Ce contre quoi nous protestons c’est contre le mal que ce contenu fait à la communauté trans (spécialement aux personnes trans de couleur) et TRÈS spécifiquement aux femmes trans noires. Les gens comme moi ne se font pas tuer. Je suis une femme blanche, ma source d’inquiétude, c’est quand on écrit “Tara” sur mon gobelet au Starbucks.
Promouvoir l’idéologie TERF (ce qui est ce que nous avons fait en offrant une plateforme [à Dave Chappelle, ndlr]) blesse directement les personnes trans, ce n’est pas un acte neutre. Ce n’est pas un débat avec deux côtés. C’est un débat entre des personnes trans qui veulent être vivantes et des gens qui ne veulent pas que nous le soyons. »

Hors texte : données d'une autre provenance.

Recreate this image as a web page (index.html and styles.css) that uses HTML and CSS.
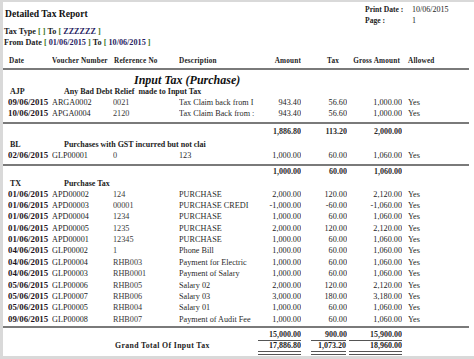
FILE: index.html
```html
<!DOCTYPE html>
<html>
<head>
<meta charset="utf-8">
<link rel="stylesheet" href="styles.css">
</head>
<body>
<div class="page">
  <header class="top">
    <div class="meta">
      <h1 class="title">Detailed Tax Report</h1>
      <p class="filter"><b>Tax Type</b> <span class="br">[</span> <span class="br">]</span> <b>To</b> <span class="br">[</span> <span class="val">ZZZZZZ</span> <span class="br">]</span></p>
      <p class="filter"><b>From Date</b> <span class="br">[</span> <span class="val">01/06/2015</span> <span class="br">]</span> <b>To</b> <span class="br">[</span> <span class="val">10/06/2015</span> <span class="br">]</span></p>
    </div>
    <dl class="print">
      <dt>Print Date :</dt><dd>10/06/2015</dd>
      <dt>Page :</dt><dd>1</dd>
    </dl>
  </header>

  <div class="r hd">
    <span class="c-date">Date</span>
    <span>Voucher Number</span>
    <span class="c-refh">Reference No</span>
    <span>Description</span>
    <span class="n">Amount</span>
    <span class="n c-taxh">Tax</span>
    <span class="n c-grossh">Gross Amount</span>
    <span class="al">Allowed</span>
  </div>

  <h2 class="sect">Input Tax (Purchase)</h2>

  <section class="grp">
    <div class="r gh"><span class="code">AJP</span><span class="gdesc">Any Bad Debt Relief&nbsp; made to Input Tax</span></div>
    <div class="r"><span class="d">09/06/2015</span><span>ARGA0002</span><span class="ref">0021</span><span class="desc">Tax Claim back from I</span><span class="n">943.40</span><span class="n">56.60</span><span class="n">1,000.00</span><span class="al">Yes</span></div>
    <div class="r"><span class="d">10/06/2015</span><span>APGA0004</span><span class="ref">2120</span><span class="desc">Tax Claim Back from :</span><span class="n">943.40</span><span class="n">56.60</span><span class="n">1,000.00</span><span class="al">Yes</span></div>
  </section>
  <div class="r sub"><span class="n a1">1,886.80</span><span class="n">113.20</span><span class="n">2,000.00</span></div>

  <section class="grp grp-bl">
    <div class="r gh"><span class="code">BL</span><span class="gdesc">Purchases with GST incurred but not clai</span></div>
    <div class="r"><span class="d">02/06/2015</span><span>GLP00001</span><span class="ref">0</span><span class="desc">123</span><span class="n">1,000.00</span><span class="n">60.00</span><span class="n">1,060.00</span><span class="al">Yes</span></div>
  </section>
  <div class="r sub sub-bl"><span class="n a1">1,000.00</span><span class="n">60.00</span><span class="n">1,060.00</span></div>

  <section class="grp grp-tx">
    <div class="r gh gh-tx"><span class="code">TX</span><span class="gdesc">Purchase Tax</span></div>
    <div class="r rt"><span class="d">01/06/2015</span><span>APD00002</span><span class="ref">124</span><span class="desc">PURCHASE</span><span class="n">2,000.00</span><span class="n">120.00</span><span class="n">2,120.00</span><span class="al">Yes</span></div>
    <div class="r rt"><span class="d">01/06/2015</span><span>APD00003</span><span class="ref">00001</span><span class="desc">PURCHASE CREDI</span><span class="n">-1,000.00</span><span class="n">-60.00</span><span class="n">-1,060.00</span><span class="al">Yes</span></div>
    <div class="r rt"><span class="d">01/06/2015</span><span>APD00004</span><span class="ref">1234</span><span class="desc">PURCHASE</span><span class="n">1,000.00</span><span class="n">60.00</span><span class="n">1,060.00</span><span class="al">Yes</span></div>
    <div class="r rt"><span class="d">01/06/2015</span><span>APD00005</span><span class="ref">1235</span><span class="desc">PURCHASE</span><span class="n">2,000.00</span><span class="n">120.00</span><span class="n">2,120.00</span><span class="al">Yes</span></div>
    <div class="r rt"><span class="d">01/06/2015</span><span>APD00001</span><span class="ref">12345</span><span class="desc">PURCHASE</span><span class="n">1,000.00</span><span class="n">60.00</span><span class="n">1,060.00</span><span class="al">Yes</span></div>
    <div class="r rt"><span class="d">04/06/2015</span><span>GLP00002</span><span class="ref">1</span><span class="desc">Phone Bill</span><span class="n">1,000.00</span><span class="n">60.00</span><span class="n">1,060.00</span><span class="al">Yes</span></div>
    <div class="r rt"><span class="d">04/06/2015</span><span>GLP00004</span><span class="ref">RHB003</span><span class="desc">Payment for Electric</span><span class="n">1,000.00</span><span class="n">60.00</span><span class="n">1,060.00</span><span class="al">Yes</span></div>
    <div class="r rt"><span class="d">04/06/2015</span><span>GLP00003</span><span class="ref">RHB0001</span><span class="desc">Payment of Salary</span><span class="n">1,000.00</span><span class="n">60.00</span><span class="n">1,060.00</span><span class="al">Yes</span></div>
    <div class="r rt"><span class="d">05/06/2015</span><span>GLP00006</span><span class="ref">RHB005</span><span class="desc">Salary 02</span><span class="n">2,000.00</span><span class="n">120.00</span><span class="n">2,120.00</span><span class="al">Yes</span></div>
    <div class="r rt"><span class="d">05/06/2015</span><span>GLP00007</span><span class="ref">RHB006</span><span class="desc">Salary 03</span><span class="n">3,000.00</span><span class="n">180.00</span><span class="n">3,180.00</span><span class="al">Yes</span></div>
    <div class="r rt"><span class="d">05/06/2015</span><span>GLP00005</span><span class="ref">RHB004</span><span class="desc">Salary 01</span><span class="n">1,000.00</span><span class="n">60.00</span><span class="n">1,060.00</span><span class="al">Yes</span></div>
    <div class="r rt"><span class="d">09/06/2015</span><span>GLP00008</span><span class="ref">RHB007</span><span class="desc">Payment of Audit Fee</span><span class="n">1,000.00</span><span class="n">60.00</span><span class="n">1,060.00</span><span class="al">Yes</span></div>
  </section>
  <div class="r sub sub-tx"><span class="n a1">15,000.00</span><span class="n">900.00</span><span class="n">15,900.00</span></div>

  <div class="r grand">
    <span class="glabel">Grand Total Of Input Tax</span>
    <span class="n gt gt-a"><i>17,886.80</i></span>
    <span class="n gt gt-t"><i>1,073.20</i></span>
    <span class="n gt gt-g"><i>18,960.00</i></span>
  </div>
</div>
</body>
</html>
```

FILE: styles.css
```css
html, body {
  margin: 0;
  padding: 0;
}
body {
  background: #d9d9d9;
  font-family: "Liberation Serif", "Times New Roman", serif;
  color: #1c1c1c;
  width: 474px;
  height: 359px;
  overflow: hidden;
}
.page {
  margin: 2px 0 0 3px;
  height: 354px;
  background: #fff;
  overflow: hidden;
}

/* header */
.top {
  display: flex;
  justify-content: space-between;
  padding-top: 1.5px;
  height: 44px;
}
.meta {
  padding-left: 1px;
}
.title {
  margin: 3.5px 0 0 1px;
  height: 14px;
  line-height: 14px;
  font-size: 9.6px;
  font-weight: bold;
  color: #111;
}
.filter {
  margin: 0;
  height: 11px;
  line-height: 11px;
  font-size: 8.2px;
  white-space: nowrap;
}
.title + .filter {
  margin-top: 4.5px;
}
.filter b {
  font-weight: bold;
}
.br {
  color: #3f7a1f;
  font-weight: bold;
}
.val {
  color: #2a1f63;
  font-weight: bold;
}
.print {
  margin: 0 14px 0 0;
  display: grid;
  grid-template-columns: 47px 48px;
  grid-auto-rows: 11px;
  line-height: 11px;
  font-size: 7.6px;
}
.print dt {
  font-weight: bold;
}
.print dd {
  margin: 0;
  font-size: 8px;
}

/* rows */
.r {
  display: grid;
  grid-template-columns: 44px 61px 66px 79px 43px 46px 55px 1fr;
  padding-left: 5px;
  margin-right: 5px;
  height: 11px;
  line-height: 11px;
  font-size: 8.2px;
  white-space: nowrap;
}
.r > span {
  overflow: hidden;
}
.n {
  text-align: right;
}
.al {
  padding-left: 6px;
}
.d {
  font-weight: bold;
  font-size: 8.8px;
  color: #1e1420;
}
.ref {
  color: #3a3a3a;
}
.desc {
  color: #2a2a2a;
}

.hd {
  margin-top: 6.5px;
  height: 14px;
  line-height: 14px;
  font-size: 7.2px;
  font-weight: bold;
  letter-spacing: 0.2px;
  border-bottom: 2px solid #7a7a7a;
}
.c-date {
  padding-left: 1px;
}
.c-refh {
  padding-left: 1px;
}
.c-taxh {
  padding-right: 8px;
}
.c-grossh {
  padding-right: 2px;
}

.sect {
  margin: 4px 0 0 0;
  height: 12px;
  line-height: 12px;
  font-size: 12px;
  font-weight: bold;
  font-style: italic;
  padding-left: 131px;
  color: #111;
}

.grp {
  margin-right: 5px;
  padding-bottom: 3px;
  border-bottom: 2px solid #7a7a7a;
}
.grp .r {
  margin-right: 0;
}
.gh {
  font-weight: bold;
  font-size: 8px;
}
.gh .code {
  padding-left: 2px;
}
.gdesc {
  grid-column: 2 / span 6;
  padding-left: 12px;
}
.grp-tx {
  padding-bottom: 0.5px;
}
.gh-tx {
  height: 10px;
  line-height: 10px;
}
.rt {
  height: 11.4px;
  line-height: 11.4px;
}

.sub {
  margin-top: 3px;
  height: 10px;
  line-height: 10px;
  font-weight: bold;
  font-size: 8px;
  color: #2a2a2a;
}
.a1 {
  grid-column: 5;
}
.sub + .grp {
  margin-top: 1.5px;
}
.sub-bl {
  margin-top: 1.5px;
}
.sub-tx {
  margin-top: 2.5px;
}

.grand {
  height: 15px;
  line-height: 15px;
  font-weight: bold;
  font-size: 8px;
}
.glabel {
  grid-column: 3 / span 2;
  padding-left: 2px;
  letter-spacing: 0.35px;
  font-size: 7.8px;
  line-height: 11px;
}
.gt i {
  display: block;
  font-style: normal;
  height: 10px;
  line-height: 10px;
  border-top: 1px solid #555;
  border-bottom: 4px double #555;
}
.gt-t i {
  margin-left: 10px;
  margin-right: 1px;
}
.gt-g i {
  margin-left: 2px;
}
.gt-a i {
  margin-left: -3px;
}
```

L’employée de Netflix conclut avec la longue et terrible liste des noms des personnes trans assassinées aux États-Unis depuis le début de l’année 2021.
Conséquence de cette prise de position ? Terra Field a été suspendue, ainsi que deux autres personnes trans, elles aussi employées de Netflix, qui se sont exprimées sur Twitter.
« En me levant ce matin, je ne pensais pas que mon boulot impliquait de défendre la propagation de discours haineux, et pourtant nous y voilà »
Commentaire ou discours haineux ? Netflix a tranché
Auprès de The Verge, l’entreprise se défend d’avoir agi en réaction aux propos des salariés, et affirme que la suspension a été prononcée parce que ces personnes auraient tenté d’assister à une réunion à laquelle elles n’étaient pas conviées :
« Il est absolument faux de dire que nous avons suspendu un employé pour avoir tweeté à propos de ce spectacle. Nos employés sont encouragés à faire part ouvertement de leur désaccord et nous soutenons leur droit à le faire. »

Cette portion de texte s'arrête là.